Une personnalité "autoritaire"
Le sociologue Evan Stark a défini le contrôle coercitif comme "diverses tactiques, physiques ou non, utilisées par le conjoint violent pour isoler, dégrader, exploiter et dominer sa partenaire en la privant de liberté", il est criminalisé dans plusieurs pays comme au Royaume-Uni.
Une autre fille du couple a fait une tentative de suicide en août 2021 après une altercation avec son père qu’elle qualifie “d’oppressant”. Le mis en cause niait les faits au début de l’instruction, il évoquait une “éducation stricte”, dénonçait les “crises de jalousie” de son épouse.
Quid des caméras de surveillance au domicile ? Ce n’est pas pour surveiller sa famille, mais parce qu’il est “peureux, inquiet” ou bien encore pour “vérifier que sa femme va bien”. Mais après deux ans d’instruction, le mis en cause a fini par admettre “qu’il avait besoin de contrôler sa famille pour se sentir bien”.
L’expert psychiatrique a relevé un “hyper contrôle pervers et violent” et une dangerosité criminologique élevée, quant à l’expert psychologique, il notait une “personnalité autoritaire, contrôlant pour ne pas s’exposer à un effondrement narcissique”.
Plusieurs tentatives de suicides
Quand il a été placé en détention provisoire, c’est sa propre mère que le prévenu a mandatée pour continuer de surveiller son épouse, puis son fils.

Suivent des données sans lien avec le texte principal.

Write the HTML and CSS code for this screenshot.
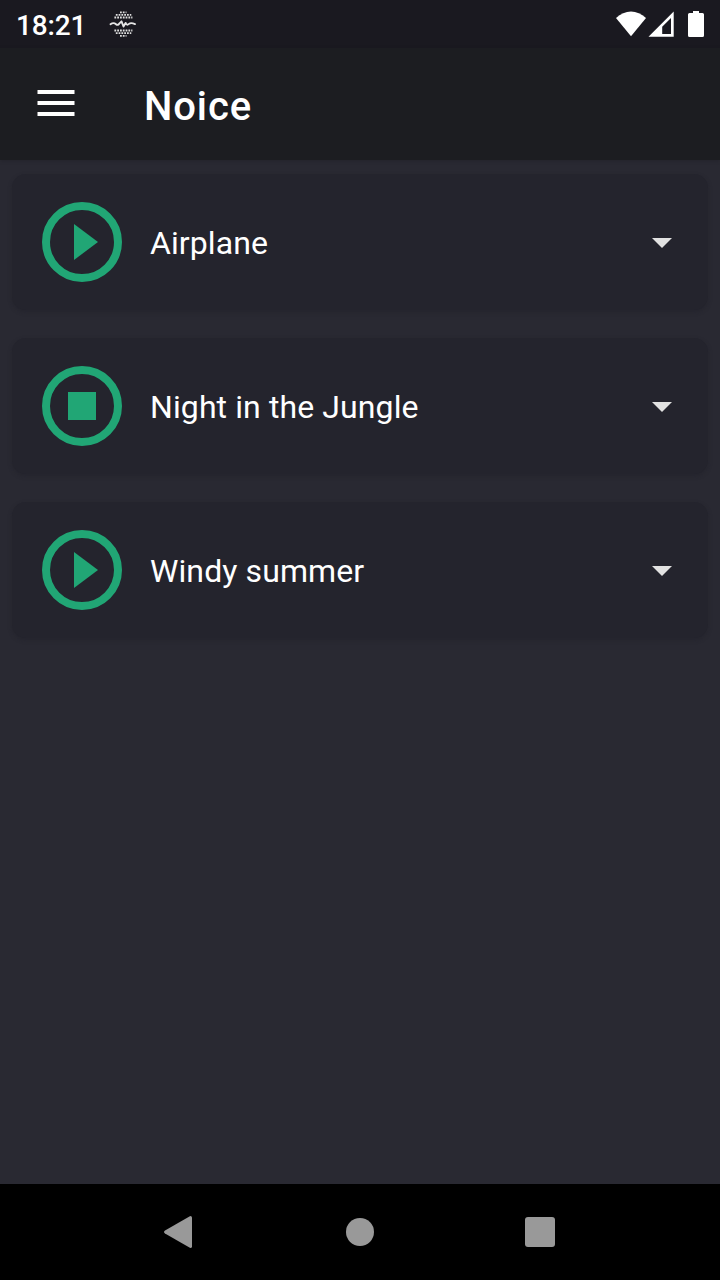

À tel point que la plaignante a quitté le domicile familial pour fuir la surveillance qu’exerçait désormais son enfant “comme s’il voulait prendre la place du père”.
La plaignante, qui est atteinte d’un stress post traumatique et qui souffre d’un “état dépressif majeur”, a fait plusieurs tentatives de suicide entre mai 2021 et l’été 2022, ce qui explique que la justice a retenu à l’encontre de son conjoint des faits de harcèlement avec la circonstance aggravante de la tentative de suicide qui fait qu’il encourt aujourd’hui 10 ans de prison. Contacté, son avocat n’a pas souhaité nous répondre.